The request may include:

  • The number of ads to show,
  • Information about the document that the ad will appear upon such as a category or topic related to the content on the page (e.g., arts, business, computers, arts-movies, arts-music, etc.),
  • The age of that content, and the type of content (e.g., text, graphics, video, audio, mixed media, etc.),
  • Geographic information that might have been included in a query leading to the page, and;
  • Other information.

Ads may be shown on that content page, and information may be sent back to that ad server about how the ads where displayed, and how the viewer interacted with the ads and the content on those pages.

This might include the positions of the ads, whether or not someone clicked-through, if they hovered over the ads and page content, how long the ads displayed, which links might have been clicked upon, whether or not there was a conversion made, and more.

Similar information might be related to ads shown in search results when ads are displayed after a query is entered into the search engine and a viewer is presented with ads alongside those search results.

The kind of information collected might include what queries where used, what links and snippets to pages were presented in the results and PageRank and information retrieval scores for those pages, the text of those documents that were listed, and other data.

Again, information about how someone interacted with the search results and the ads displayed with those results might be collected.

Google also shows advertisements with Gmail messages, and information about the topics of emails, and how someone interacts with the emails and the ads shown may also be saved for future use.

The patent application tells us that it might look at the following kinds of user behavior in relation to content and ads displayed:

  1. Cursor positioning,
  2. Cursor dwell time,
  3. Document item (e.g., link, control button, etc.) selection,
  4. User eye direction relative to the document,
  5. User facial expressions,
  6. User expressions, and/or,
  7. Express user input (e.g., increasing the volume of an audio segment),
  8. Etc.

If someone clicks on a link, and returns very quickly, that may be a sign that they aren’t interested in what they saw.
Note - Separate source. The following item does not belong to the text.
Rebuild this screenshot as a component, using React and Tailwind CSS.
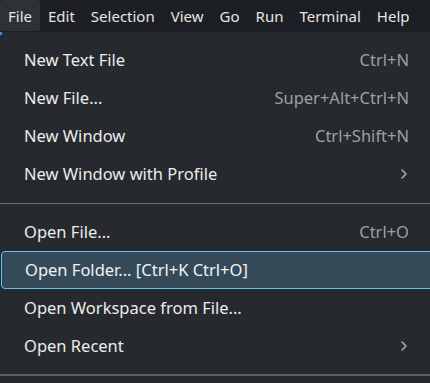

The order or sequence that they look at things might also provide some information about a viewer’s interests.

User Behavior Monitoring and User Interest Determination.

Initially, a document might have some ads associated with it based upon what Google decides that page might be about, without attempting to determine what a viewer’s interests might be upon the page. The ads to be shown might changed after monitoring a visitor’s behaviors, and adjusting ad interest scores.

Since this patent application can be used to associate different topics with different sections of pages, Google needs to be able to break pages down into different regions, and then analyze those regions to understand what they are about.

Breaking a page into segments — Different regions of a document may be defined by links, section tags, etc. I wrote about how Google might segment pages into different sections based upon topics in Google and Document Segmentation Indexing for Local Search.

Determining topics for segments — Topics for different sections of a page might be determined using a statistical text analysis like those described in Statistical Models for Text Segmentation – pdf, or Text Segmentation by Topic.

A number of Google patent filings also explore associating topics with the content of pages based upon analyzing the text upon those pages.

Creating a document region map — A document region map might be created for pages that display ads, which show which topics might be associated with different regions of the pages. As someone interacts with those different parts of pages, the search engine might get a sense of their interests.
Ad interest scores for a viewer might be collected by a user’s Google toolbar, or by a cookie saved on the viewer’s computer. The patent application also tells us that:

In another variant all user behavior tracking and ad insertion can be done by software residing on the client device (e.g., the Google Toolbar).

Ad scores might be used instead of ad interest scores. The difference is that ad scores would not only reflect a user topic interest, but may also include other information, such as

  1. Ad price information,
  2. Ad performance information,
  3. Targeting criteria match information, and
  4. Advertiser quality information.

An example of how this might work, from the patent application:

Referring to FIG. 16, when the optimized Web page 1520′ is loaded into the client device, an initial ad or arrangement of ads 1610 is presented based on ad interest scores.

Then, client device user activity is monitored and interest in regions that suggest a certain topic, and therefore a certain set of one or more ads, is recorded.

In the example illustrated in FIG. 16, the user selects (e.g., clicks on) search result eight 1525h and is taken to that page 1620 by a browser for example. Since the eighth search result 1525h is associated with a Web page that has a topic concerning the NFL football team, 1540c, the interest scores of one or more ads of a third set are incremented.

If the user then returns back to the search results Web page 1520”, one or more ads 1630 from the third set 1630 have replaced the initial set of one or more ads 1610 (assuming that their incremented scores are greater than those of the ads originally presented).

Conclusion and Privacy

This patent application pulls together a lot of ideas that have been described in previous Google patent applications to provide a way of targeting which ads are shown to people searching Google and browsing sites that display Google advertisements.

It shows how the content on pages can be segmented into different topics, and user behavior information can be collected by the Google Toolbar to show which topics of those pages a viewer might be interested in the most.

It describes how the content of pages can be analyzed and associated with different advertisements from Google, as well as how ads shown with search results can be changed based upon user interests.

The ability to break pages down into parts and to understand the topics and categories of those parts may have implications for web search as well as advertising.

As with any of Google’s patent about collecting user behavior data, what kinds of privacy implications are involved?

How comfortable do you feel about Google monitoring your every mouse movement, your every click, your buying habits and “user interests?”

How might this information be shared with advertisers?